The institute is the legal branch of the Federation for American Immigration Reform (FAIR), the oldest restrictionist institute in Washington, DC. FAIR’s president Dan Stein previously was executive director of the Immigration Reform Law Institute.
ILRI made national news recently with its anti-racketeering lawsuit filed against a property-management company that leases apartments to illegal immigrants. Also this week a story in the Los Angeles Times took note of the institute’s role in shaping anti-immigrant bills that are being passed by a bevy of state legislatures.
IRLI says it “seeks to defend the rule of law.” It does this through lawsuits that seek to add an anti-immigrant bias to current laws and by encouraging state governments to institute new anti-immigrant laws.
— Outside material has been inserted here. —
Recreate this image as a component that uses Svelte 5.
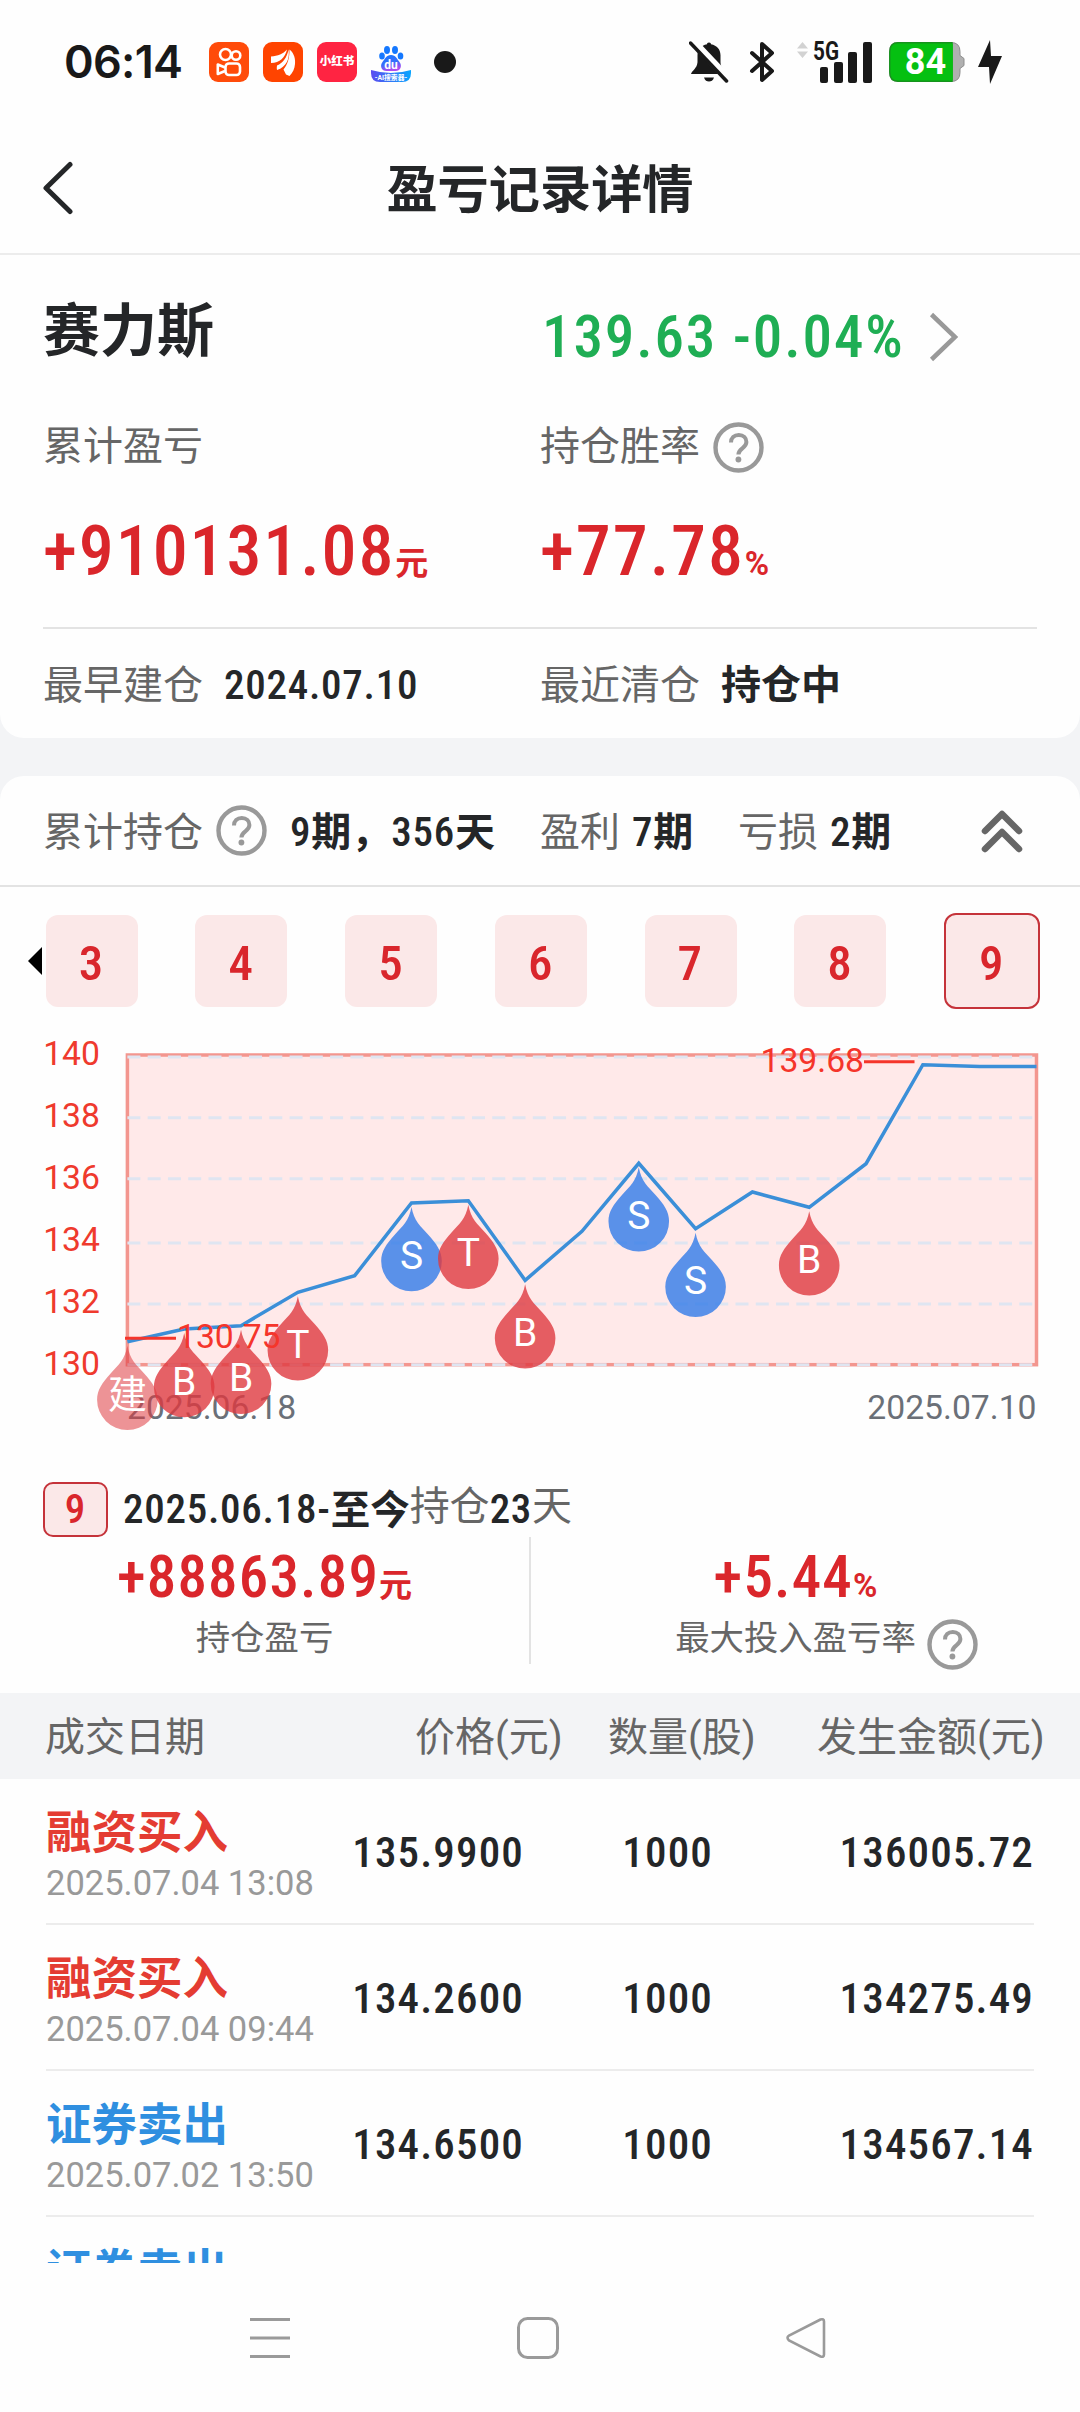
<script>
	const tabs = [3, 4, 5, 6, 7, 8, 9];
	let active = 9;

	const trades = [
		{ type: '融资买入', side: 'buy', time: '2025.07.04 13:08', price: '135.9900', count: '1000', amount: '136005.72' },
		{ type: '融资买入', side: 'buy', time: '2025.07.04 09:44', price: '134.2600', count: '1000', amount: '134275.49' },
		{ type: '证券卖出', side: 'sell', time: '2025.07.02 13:50', price: '134.6500', count: '1000', amount: '134567.14' },
		{ type: '证券卖出', side: 'sell' }
	];

	const left = 127.4;
	const right = 1036.5;
	const ys = [
		306.7, 294, 290.7, 257.3, 240.7, 168, 165.7, 245.3, 196.3, 128.3, 193.7, 157, 172.3, 128.7, 29.7, 31.5, 31.5
	];
	const points = ys.map((y, i) => ({ x: left + (i * (right - left)) / (ys.length - 1), y }));
	const line = points.map((p) => `${p.x},${p.y}`).join(' ');

	const axis = [
		{ label: 140, base: 30, grid: 22 },
		{ label: 138, base: 92.3, grid: 82.8 },
		{ label: 136, base: 154.2, grid: 143.7 },
		{ label: 134, base: 215.6, grid: 208 },
		{ label: 132, base: 278, grid: 269 },
		{ label: 130, base: 340, grid: 329.7 }
	];

	const marks = [
		{ at: 0, text: '建', kind: 'open' },
		{ at: 1, text: 'B', kind: 'buy' },
		{ at: 2, text: 'B', kind: 'buy' },
		{ at: 3, text: 'T', kind: 'buy' },
		{ at: 5, text: 'S', kind: 'sell' },
		{ at: 6, text: 'T', kind: 'buy' },
		{ at: 7, text: 'B', kind: 'buy' },
		{ at: 9, text: 'S', kind: 'sell' },
		{ at: 10, text: 'S', kind: 'sell' },
		{ at: 12, text: 'B', kind: 'buy' }
	];
</script>

{#snippet help()}
	<svg class="help" width="51" height="51" viewBox="0 0 51 51">
		<circle cx="25.5" cy="25.5" r="23" fill="none" stroke="#999" stroke-width="4.4" />
		<path d="M18 20.5c0-4.600 3.200-7.500 7.800-7.500s7.600 2.900 7.600 7c0 6.500-8 6.200-8 12.500" fill="none" stroke="#999" stroke-width="4" />
		<circle cx="25.400" cy="37.500" r="2.900" fill="#999" />
	</svg>
{/snippet}

<div class="page">
	<div class="status">
		<span class="clock">06:14</span>
		<div class="apps">
			<svg width="40" height="40" viewBox="0 0 40 40">
				<rect width="40" height="40" rx="9" fill="#ff4b0a" />
				<g fill="none" stroke="#fff" stroke-width="2.600">
					<circle cx="16.500" cy="12.500" r="5.500" />
					<circle cx="27" cy="13.500" r="4.300" />
					<rect x="16.500" y="21.500" width="14.500" height="11.500" rx="3.500" />
					<path d="M16 25.500L8.800 22.500v9.500l7.200-3" stroke-linejoin="round" />
				</g>
			</svg>
			<svg width="40" height="40" viewBox="0 0 40 40">
				<rect width="40" height="40" rx="9" fill="#ff4400" />
				<g fill="#fff">
					<path d="M8 14.500c7-.5 12-2.500 16-7-2 8-7 13.500-16 13.500z" />
					<path d="M14 28c-.5-2 0-4 0-4.500 6-2.500 10-8 11.500-16 1.500 9-2 17.500-11.500 20.500z" />
					<path d="M23 32.500l-2.500-5c4-5 6-11 6-20 5 4 6 10 5.500 14.500-.5 5-2 8.500-5.500 12z" />
				</g>
			</svg>
			<span class="red-app">小红书</span>
			<svg width="40" height="40" viewBox="0 0 40 40">
				<defs>
					<linearGradient id="paw" x1="0" y1="0" x2="0.300" y2="1">
						<stop offset="0" stop-color="#1478ff" />
						<stop offset="0.600" stop-color="#386dfc" />
						<stop offset="1" stop-color="#b04bf0" />
					</linearGradient>
					<linearGradient id="wave">
						<stop offset="0" stop-color="#5c4cf0" />
						<stop offset="1" stop-color="#08a5ff" />
					</linearGradient>
				</defs>
				<g fill="#1478ff">
					<ellipse cx="16" cy="8" rx="3" ry="4" />
					<ellipse cx="24" cy="8" rx="3" ry="4" />
					<ellipse cx="11" cy="14" rx="2.800" ry="3.600" />
					<ellipse cx="29.500" cy="14" rx="2.800" ry="3.600" />
				</g>
				<path d="M20 13c5 0 6 4 8.500 7 3 4 1 9-4 9h-9c-5 0-7-5-4-9 2.500-3 3.500-7 8.500-7z" fill="url(#paw)" />
				<path d="M0 28q20 6 40 0v3q0 9-9 9H9q-9 0-9-9z" fill="url(#wave)" />
				<text x="20" y="26.500" text-anchor="middle" font-size="12" font-weight="700" fill="#fff">du</text>
				<text x="20" y="38" text-anchor="middle" font-size="6.800" font-weight="700" fill="#fff">-AI搜索器-</text>
			</svg>
			<i class="dot"></i>
		</div>
		<div class="signals">
			<svg width="40" height="42" viewBox="0 0 40 42" fill="#191919">
				<path d="M20 1.500c1.500 0 2 1 2 1.800 6 1.200 9.500 5.200 9.500 11v7c0 6 4.500 7 6 11.700H2c1.500-4 6-5.500 6.500-11.700v-7c0-5.800 3.500-9.800 9.500-11 0-.8.500-1.800 2-1.800zM15 36.500h10c-1 3-2.800 4-5 4s-4-1-5-4z" />
				<path d="M3-.5L40 38.500" stroke="#fff" stroke-width="8" />
				<path d="M1.500 2L37.500 40" stroke="#191919" stroke-width="3.500" stroke-linecap="round" />
			</svg>
			<svg class="bt" width="26" height="42" viewBox="0 0 26 42">
				<path d="M3 12l20 18-10 9V3l10 9L3 30" fill="none" stroke="#191919" stroke-width="4" stroke-linejoin="round" stroke-linecap="round" />
			</svg>
			<svg class="cell" width="76" height="42" viewBox="0 0 76 42">
				<path d="M0 7.500l5.500-6.500L11 7.500zM0 10.500h11L5.500 17z" fill="#d2d2d2" />
				<text x="16" y="18.500" font-size="25" font-weight="700" fill="#191919" textLength="26" lengthAdjust="spacingAndGlyphs">5G</text>
				<g fill="#191919">
					<rect x="23" y="26" width="8" height="16" rx="2" />
					<rect x="37" y="21" width="9" height="21" rx="2" />
					<rect x="51" y="11" width="9" height="31" rx="2" />
					<rect x="66" y="1" width="9" height="41" rx="2" />
				</g>
			</svg>
			<svg class="battery" width="76" height="40" viewBox="0 0 76 40">
				<path d="M9 .5h53q9 0 9 9v4l4 3v7l-4 3v4q0 9-9 9H9q-8.500 0-8.500-9v-21q0-9 8.500-9z" fill="#b0b0b0" stroke="#8c8c8c" />
				<path d="M9 .8h54v38.400H9q-8.200 0-8.200-9v-20.400q0-9 8.200-9z" fill="#05c011" stroke="#16931c" stroke-width="1.400" />
				<rect x="60" y="1.600" width="3.800" height="36.800" fill="#05c011" />
				<text x="36.500" y="32" text-anchor="middle" font-size="36" font-weight="700" fill="#fff">84</text>
			</svg>
			<svg width="24" height="44" viewBox="0 0 24 44">
				<path d="M12 0L0 27h11l1 17L24 16H13z" fill="#191919" />
			</svg>
		</div>
	</div>

	<header>
		<svg class="back" width="32" height="56" viewBox="0 0 32 56">
			<path d="M28 3.500L4 27l24 23.500" fill="none" stroke="#242628" stroke-width="5" stroke-linecap="round" stroke-linejoin="round" />
		</svg>
		<h1>盈亏记录详情</h1>
	</header>

	<section class="card overview">
		<div class="pair top">
			<h2>赛力斯</h2>
			<div class="quote">
				<span class="din">139.63 -0.04%</span>
				<svg width="30" height="50" viewBox="0 0 30 50">
					<path d="M2.500 2.500L26 25 2.500 47.500" fill="none" stroke="#999" stroke-width="4.500" />
				</svg>
			</div>
		</div>
		<div class="pair labels">
			<span>累计盈亏</span>
			<span class="with-help">持仓胜率{@render help()}</span>
		</div>
		<div class="pair values">
			<div class="big din">+910131.08<small>元</small></div>
			<div class="big din">+77.78<small>%</small></div>
		</div>
		<div class="pair dates">
			<div>最早建仓<b class="num din">2024.07.10</b></div>
			<div>最近清仓<b>持仓中</b></div>
		</div>
	</section>

	<section class="card detail">
		<div class="totals">
			<span class="total">累计持仓{@render help()}</span>
			<b class="periods"><span class="num din">9</span>期，<span class="num din">356</span>天</b>
			<span class="won">盈利<b><span class="num din">7</span>期</b></span>
			<span class="lost">亏损<b><span class="num din">2</span>期</b></span>
			<svg width="44" height="46" viewBox="0 0 44 46">
				<path d="M5 22L22 5l17 17M5 40l17-17 17 17" fill="none" stroke="#666" stroke-width="6.500" stroke-linecap="round" stroke-linejoin="round" />
			</svg>
		</div>

		<div class="tabs">
			<i class="prev"></i>
			{#each tabs as tab}
				<button class="din" class:active={tab === active} on:click={() => (active = tab)}>{tab}</button>
			{/each}
		</div>

		<svg class="chart" width="1080" height="425" viewBox="0 0 1080 425">
			<rect x={left} y="20" width={right - left} height="309.700" fill="#ffe9e9" stroke="#f3968f" stroke-width="3.500" />
			{#each axis as a}
				<text class="axis" x="100" y={a.base}>{a.label}</text>
				<line x1={left} x2={right} y1={a.grid} y2={a.grid} stroke="#dfe5f1" stroke-width="3" stroke-dasharray="13 7.270" />
			{/each}
			<text class="date" x="127" y="383.700">2025.06.18</text>
			<text class="date end" x="1036.500" y="383.700">2025.07.10</text>
			<polyline points={line} fill="none" stroke="#3b8fd8" stroke-width="3.500" />
			{#each marks as m}
				<g transform="translate({points[m.at].x} {points[m.at].y})">
					<path
						class="drop {m.kind}"
						d="M0 4C2.500 18 9 23 17 32C25 41 30.300 48 30.300 58A30.300 30.300 0 0 1-30.300 58C-30.300 48-25 41-17 32C-9 23-2.500 18 0 4Z"
					/>
					<text class="mark" y={m.kind === 'open' ? 66 : 65.5}>{m.text}</text>
				</g>
			{/each}
			<g class="extreme">
				<line x1="125" x2="176" y1="303.300" y2="303.300" />
				<text x="177" y="312.500">130.75</text>
				<line x1="864" x2="914.500" y1="26.700" y2="26.700" />
				<text x="760.500" y="37">139.68</text>
			</g>
		</svg>

		<div class="range">
			<span class="chip din">9</span>
			<b class="num din">2025.06.18-</b><b class="now">至今</b>
			<span class="hold">持仓</span><b class="num din">23</b><span class="hold">天</span>
		</div>

		<div class="stats">
			<div class="stat first">
				<div class="big mid din">+88863.89<small>元</small></div>
				<div class="caption">持仓盈亏</div>
			</div>
			<div class="stat">
				<div class="big mid din">+5.44<small>%</small></div>
				<div class="caption">最大投入盈亏率{@render help()}</div>
			</div>
		</div>

		<div class="thead">
			<span>成交日期</span>
			<span>价格(元)</span>
			<span>数量(股)</span>
			<span>发生金额(元)</span>
		</div>
		<div class="rows">
			{#each trades as t}
				<div class="row">
					<div class="deal">
						<div class="type {t.side}">{t.type}</div>
						{#if t.time}
							<div class="time">{t.time}</div>
						{/if}
					</div>
					{#if t.price}
						<span class="din">{t.price}</span>
						<span class="din">{t.count}</span>
						<span class="din">{t.amount}</span>
					{/if}
				</div>
			{/each}
		</div>
	</section>

	<nav>
		<svg width="40" height="42" viewBox="0 0 40 42">
			<path d="M0 2.500h40M0 21h40M0 39.500h40" stroke="#9a9a9a" stroke-width="3.200" />
		</svg>
		<svg width="42" height="42" viewBox="0 0 42 42">
			<rect x="1.500" y="1.500" width="39" height="39" rx="9" fill="none" stroke="#9a9a9a" stroke-width="3" />
		</svg>
		<svg width="42" height="42" viewBox="0 0 42 42">
			<path d="M35.500 2.500L4 18.500q-3 2.200 0 5L35.500 39.500q3.500 1 3.500-2V4.500q0-3-3.500-2z" fill="none" stroke="#9a9a9a" stroke-width="2.600" />
		</svg>
	</nav>
</div>

<style>
	:global(body) {
		background: #f3f4f6;
	}

	.page {
		width: 1080px;
		height: 2412px;
		overflow: hidden;
		background: #f3f4f6;
		color: #242628;
		font-family: Roboto, 'Noto Sans CJK SC', sans-serif;
		font-size: 40px;
		line-height: 1.2;
	}

	svg {
		display: block;
		flex: none;
	}

	h1, h2 {
		margin: 0;
	}

	b {
		font-weight: 700;
	}

	/* narrow figures for prices and amounts */
	.din {
		font-stretch: 86%;
		font-weight: 480;
		letter-spacing: 0.027em;
	}

	.status {
		display: flex;
		align-items: center;
		height: 124px;
		padding: 0 78px 0 64px;
		box-sizing: border-box;
		background: #fefefe;
		color: #191919;
	}

	.clock {
		width: 145px;
		font-family: Inter, Roboto, sans-serif;
		font-size: 45px;
		font-weight: 600;
		letter-spacing: -0.7px;
	}

	.apps {
		display: flex;
		align-items: center;
		gap: 14px;
	}

	.red-app {
		display: flex;
		align-items: center;
		justify-content: center;
		width: 40px;
		height: 40px;
		border-radius: 9px;
		background: #ff2442;
		color: #fff;
		font-size: 11.5px;
		font-weight: 900;
	}

	.dot {
		width: 22px;
		height: 22px;
		margin-left: 9px;
		border-radius: 50%;
		background: #191919;
	}

	.signals {
		display: flex;
		align-items: center;
		margin-left: auto;
	}

	.bt {
		margin-left: 20px;
	}

	.cell {
		margin-left: 22px;
	}

	.battery {
		margin: 0 13px 0 16px;
	}

	header {
		display: flex;
		align-items: center;
		height: 129px;
		padding: 0 42px;
		border-bottom: 2px solid #ececec;
		background: #fefefe;
	}

	.back {
		margin-right: -32px;
	}

	h1 {
		flex: 1;
		padding-top: 4px;
		font-size: 51.2px;
		font-weight: 700;
		text-align: center;
	}

	.card {
		background: #fefefe;
	}

	.overview {
		height: 483px;
		margin-bottom: 38px;
		padding: 0 43px;
		box-sizing: border-box;
		border-radius: 0 0 24px 24px;
	}

	.pair {
		display: grid;
		grid-template-columns: 497px 497px;
		align-items: center;
		color: #666;
	}

	.top {
		height: 150px;
		color: #242628;
	}

	h2 {
		padding-top: 5px;
		font-size: 57px;
		font-weight: 700;
	}

	.quote {
		display: flex;
		align-items: center;
		gap: 24px;
		padding: 15px 0 0 2px;
		color: #1fae54;
		font-size: 59px;
	}

	.quote .din {
		letter-spacing: 0.032em;
	}

	.labels {
		height: 84px;
	}

	.with-help {
		display: flex;
		align-items: center;
		gap: 13px;
	}

	.values {
		height: 124px;
		margin-bottom: 14px;
	}

	.big {
		color: #da262b;
		font-size: 70px;
		white-space: nowrap;
	}

	.big small {
		font-size: 33px;
		font-stretch: 100%;
		font-weight: 700;
		letter-spacing: 0;
	}

	.dates {
		height: 113px;
		border-top: 2px solid #e3e3e3;
	}

	.dates b {
		margin-left: 21px;
		color: #242628;
	}

	.num {
		font-size: 41px;
		letter-spacing: 0.018em;
	}

	.detail {
		border-radius: 24px 24px 0 0;
	}

	.totals {
		display: flex;
		align-items: center;
		height: 111px;
		padding: 2px 56px 0 43px;
		box-sizing: border-box;
		border-bottom: 2px solid #e3e3e3;
		color: #666;
	}

	.totals > span,
	.periods {
		padding-top: 2px;
	}

	.totals b {
		color: #242628;
	}

	.total {
		display: flex;
		align-items: center;
		gap: 13px;
		width: 247px;
	}

	.total :global(.help) {
		margin-top: -4px;
	}

	.periods {
		width: 250px;
	}

	.won {
		width: 198px;
	}

	.won b,
	.lost b {
		margin-left: 12px;
	}

	.totals > svg {
		margin-left: auto;
	}

	.tabs {
		display: flex;
		align-items: center;
		justify-content: space-between;
		height: 148px;
		padding: 0 40px 0 28px;
		box-sizing: border-box;
	}

	.prev {
		margin-right: -54px;
		border: 14px solid transparent;
		border-left: 0;
		border-right-color: #000;
	}

	.tabs button {
		width: 92px;
		height: 92px;
		padding: 4px 0 0;
		border: 0;
		border-radius: 12px;
		background: #fbe8e8;
		color: #d9262c;
		font-family: inherit;
		font-size: 49px;
	}

	.tabs .active {
		width: 96px;
		height: 96px;
		border: 2px solid #c5333a;
	}

	.axis,
	.date,
	.extreme text {
		font-size: 33.7px;
	}

	.axis {
		fill: #ef3a2d;
		text-anchor: end;
	}

	.date {
		fill: #6b7078;
	}

	.end {
		text-anchor: end;
	}

	.drop {
		fill: #df3a40;
		opacity: 0.8;
	}

	.drop.sell {
		fill: #317ae8;
	}

	.drop.open {
		opacity: 0.55;
	}

	.mark {
		fill: #fff;
		font-size: 39px;
		text-anchor: middle;
	}

	.extreme {
		fill: #f5352b;
		stroke-width: 3;
	}

	.extreme line {
		stroke: #f5352b;
	}

	.range {
		display: flex;
		align-items: center;
		height: 55px;
		padding: 22px 43px 0;
		white-space: nowrap;
	}

	.chip {
		display: flex;
		align-items: center;
		justify-content: center;
		width: 61px;
		height: 51px;
		margin-right: 15px;
		border: 2px solid #c5333a;
		border-radius: 10px;
		background: #fbe8e8;
		color: #d9262c;
		font-size: 41px;
	}

	.now {
		padding-top: 3px;
		font-size: 39.5px;
	}

	.hold {
		padding-bottom: 5px;
		color: #666;
	}

	.stats {
		display: flex;
		height: 127px;
		margin-bottom: 29px;
	}

	.stat {
		width: 533px;
		text-align: center;
	}

	.first {
		width: 529px;
		border-right: 2px solid #e3e3e3;
	}

	.mid {
		height: 82px;
		font-size: 59px;
		line-height: 80px;
		letter-spacing: 0.02em;
	}

	.caption {
		display: flex;
		align-items: center;
		justify-content: center;
		height: 40px;
		color: #666;
		font-size: 34.4px;
	}

	.caption :global(.help) {
		margin: 10px -62px 0 11px;
	}

	.stat:last-child {
		margin-left: -2px;
	}

	.thead {
		display: grid;
		grid-template-columns: 370px 193px 209px 1fr;
		align-items: center;
		height: 86px;
		padding: 3px 0 0 45px;
		box-sizing: border-box;
		background: #f3f4f6;
		color: #666;
		white-space: nowrap;
	}

	.rows {
		height: 484px;
		overflow: hidden;
	}

	.row {
		display: grid;
		grid-template-columns: 300px 178px 189px 1fr;
		align-items: center;
		height: 144px;
		margin: 0 46px 0 46px;
		border-bottom: 2px solid #ececec;
		font-size: 43px;
		white-space: nowrap;
	}

	.row > span {
		padding-top: 4px;
		text-align: right;
	}

	.deal {
		align-self: start;
		padding-top: 28px;
	}

	.type {
		font-size: 45.5px;
		font-weight: 700;
	}

	.type.buy {
		color: #e43c32;
	}

	.type.sell {
		color: #2f8fe0;
	}

	.time {
		margin-top: 1px;
		color: #999;
		font-size: 34.5px;
	}

	nav {
		display: flex;
		align-items: center;
		justify-content: space-between;
		height: 149px;
		padding: 0 253px 0 250px;
		background: #fefefe;
	}
</style>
IRLI boasts that it is “America's only public interest law organization working exclusively to protect the legal rights, privileges, and property of U.S. citizens and their communities from injuries and damages caused by unlawful immigration.” It contends that the “injuries caused by illegal aliens in your community have become a growing crisis in communities nationwide.”
The new federal lawsuit filed by ILRI challenges the right of landlords to rent to illegal immigrants. In the suit against a Connolly Properties in Plainfield, NJ, the institute seeks to establish a legal precedent that cities can use to punish landlords who have undocumented tenants. ILRI contends that the company’s practice of leasing to illegal immigrants is tantamount to unlawful harboring and should be considering a criminal enterprise – thus the use of federal racketeering law.
ILRI has previously worked with town officials in Hazelton, Pa. and Riverside, N.J. to support ordinances that aimed to penalize landlords who rented to illegal immigrants. A judged ruled the Hazelton ordinance unconstitutional, and Riverside officials rescinded the ordinance.
Michael Hethmon, IRLI’s general counsel and director, said his group decided to take the case as part of its strategy of “attrition through enforcement,” or urging illegal immigrants to leave the country by making it more difficult for them to find employment and housing.
“We have felt for a long time that the racketeering statute would be useful in dealing with situations where businesses and commercial enterprises were heavily involved with illegal immigration,” Mr. Hethmon said. “We’ve also felt that individual citizens, communities, neighborhoods and law-abiding small businesses have always needed tools with which they can defend themselves against the harmful effects of illegal immigration.”
Outside the courtroom ILRI is working with a growing number of state governments in designing anti-immigrant laws that hold up to legal challenges.
“Since 2001, state and local governments have played a growing role in the struggle of American citizens against illegal immigration,” ILRI explains. “IRLI lawyers have specialized expertise in the development and drafting of immigration enforcement and relief measures being considered by state legislatures and local governments.”
In the last year and a half, ILRI has assisted Arizona, California, Colorado, Georgia, Indiana, New Hampshire, Ohio, Oklahoma, Pennsylvania, South Carolina, Virginia and other states in shaping anti-immigrant measures.
“We see this state and local activity as not only effective in itself . . . but there's also the long effect as, one by one, these states line up," Hethmon said. "As these jurisdictions confront this issue, it builds up a positive and helpful kind of pressure on Congress."